# Start of Data block

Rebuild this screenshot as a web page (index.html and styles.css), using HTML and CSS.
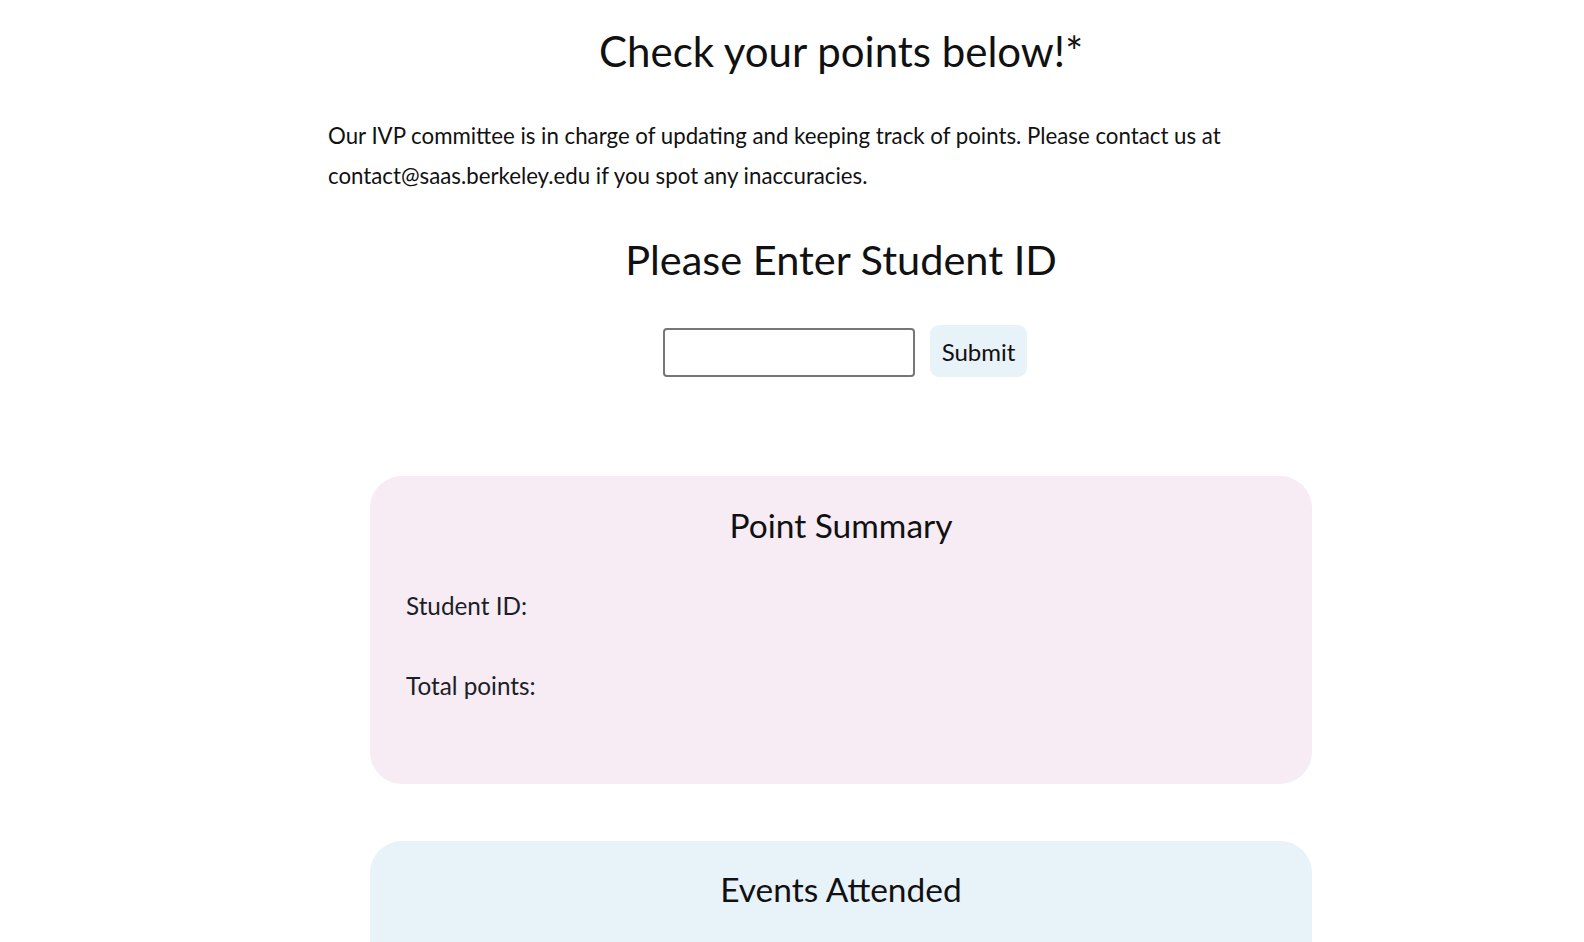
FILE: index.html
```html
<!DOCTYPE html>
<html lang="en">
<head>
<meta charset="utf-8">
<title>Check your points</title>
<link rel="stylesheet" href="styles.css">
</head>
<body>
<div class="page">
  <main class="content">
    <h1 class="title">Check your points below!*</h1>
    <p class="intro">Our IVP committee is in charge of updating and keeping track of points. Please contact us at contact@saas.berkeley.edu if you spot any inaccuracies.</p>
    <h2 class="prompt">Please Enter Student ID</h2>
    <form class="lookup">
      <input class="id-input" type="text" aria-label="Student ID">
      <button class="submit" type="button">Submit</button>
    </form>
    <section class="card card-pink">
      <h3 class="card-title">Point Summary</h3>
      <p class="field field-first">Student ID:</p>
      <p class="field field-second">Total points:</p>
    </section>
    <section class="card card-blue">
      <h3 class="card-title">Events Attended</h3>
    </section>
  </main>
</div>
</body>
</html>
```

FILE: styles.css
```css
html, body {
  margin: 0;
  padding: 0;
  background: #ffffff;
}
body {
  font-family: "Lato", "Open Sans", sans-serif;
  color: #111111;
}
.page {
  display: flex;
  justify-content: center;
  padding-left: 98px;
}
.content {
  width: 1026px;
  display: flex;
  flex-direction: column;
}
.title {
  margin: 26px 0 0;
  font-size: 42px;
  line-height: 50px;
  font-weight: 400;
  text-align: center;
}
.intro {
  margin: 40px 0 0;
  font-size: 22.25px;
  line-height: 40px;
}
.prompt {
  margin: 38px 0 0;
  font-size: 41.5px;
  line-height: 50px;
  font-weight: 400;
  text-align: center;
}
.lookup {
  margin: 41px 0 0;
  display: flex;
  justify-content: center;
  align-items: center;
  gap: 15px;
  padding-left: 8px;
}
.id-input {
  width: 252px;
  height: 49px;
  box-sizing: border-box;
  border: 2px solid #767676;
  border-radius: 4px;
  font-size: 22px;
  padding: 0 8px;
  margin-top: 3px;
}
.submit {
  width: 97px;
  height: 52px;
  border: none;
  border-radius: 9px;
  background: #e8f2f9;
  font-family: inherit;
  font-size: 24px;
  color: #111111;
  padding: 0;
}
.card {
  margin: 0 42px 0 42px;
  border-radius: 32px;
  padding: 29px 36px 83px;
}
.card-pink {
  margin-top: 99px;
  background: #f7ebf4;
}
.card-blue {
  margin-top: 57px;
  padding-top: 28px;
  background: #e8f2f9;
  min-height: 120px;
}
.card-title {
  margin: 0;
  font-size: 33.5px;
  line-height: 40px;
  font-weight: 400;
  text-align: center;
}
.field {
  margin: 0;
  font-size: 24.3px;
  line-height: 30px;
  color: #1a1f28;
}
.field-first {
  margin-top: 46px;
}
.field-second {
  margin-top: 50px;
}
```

# End of Data block

_Given task_:
The material above must be printed exactly, with its pictures left out.

_Output below_:
Rebuild this screenshot as a web page (index.html and styles.css), using HTML and CSS.
FILE: index.html
```html
<!DOCTYPE html>
<html lang="en">
<head>
<meta charset="utf-8">
<title>Check your points</title>
<link rel="stylesheet" href="styles.css">
</head>
<body>
<div class="page">
  <main class="content">
    <h1 class="title">Check your points below!*</h1>
    <p class="intro">Our IVP committee is in charge of updating and keeping track of points. Please contact us at contact@saas.berkeley.edu if you spot any inaccuracies.</p>
    <h2 class="prompt">Please Enter Student ID</h2>
    <form class="lookup">
      <input class="id-input" type="text" aria-label="Student ID">
      <button class="submit" type="button">Submit</button>
    </form>
    <section class="card card-pink">
      <h3 class="card-title">Point Summary</h3>
      <p class="field field-first">Student ID:</p>
      <p class="field field-second">Total points:</p>
    </section>
    <section class="card card-blue">
      <h3 class="card-title">Events Attended</h3>
    </section>
  </main>
</div>
</body>
</html>
```

FILE: styles.css
```css
html, body {
  margin: 0;
  padding: 0;
  background: #ffffff;
}
body {
  font-family: "Lato", "Open Sans", sans-serif;
  color: #111111;
}
.page {
  display: flex;
  justify-content: center;
  padding-left: 98px;
}
.content {
  width: 1026px;
  display: flex;
  flex-direction: column;
}
.title {
  margin: 26px 0 0;
  font-size: 42px;
  line-height: 50px;
  font-weight: 400;
  text-align: center;
}
.intro {
  margin: 40px 0 0;
  font-size: 22.25px;
  line-height: 40px;
}
.prompt {
  margin: 38px 0 0;
  font-size: 41.5px;
  line-height: 50px;
  font-weight: 400;
  text-align: center;
}
.lookup {
  margin: 41px 0 0;
  display: flex;
  justify-content: center;
  align-items: center;
  gap: 15px;
  padding-left: 8px;
}
.id-input {
  width: 252px;
  height: 49px;
  box-sizing: border-box;
  border: 2px solid #767676;
  border-radius: 4px;
  font-size: 22px;
  padding: 0 8px;
  margin-top: 3px;
}
.submit {
  width: 97px;
  height: 52px;
  border: none;
  border-radius: 9px;
  background: #e8f2f9;
  font-family: inherit;
  font-size: 24px;
  color: #111111;
  padding: 0;
}
.card {
  margin: 0 42px 0 42px;
  border-radius: 32px;
  padding: 29px 36px 83px;
}
.card-pink {
  margin-top: 99px;
  background: #f7ebf4;
}
.card-blue {
  margin-top: 57px;
  padding-top: 28px;
  background: #e8f2f9;
  min-height: 120px;
}
.card-title {
  margin: 0;
  font-size: 33.5px;
  line-height: 40px;
  font-weight: 400;
  text-align: center;
}
.field {
  margin: 0;
  font-size: 24.3px;
  line-height: 30px;
  color: #1a1f28;
}
.field-first {
  margin-top: 46px;
}
.field-second {
  margin-top: 50px;
}
```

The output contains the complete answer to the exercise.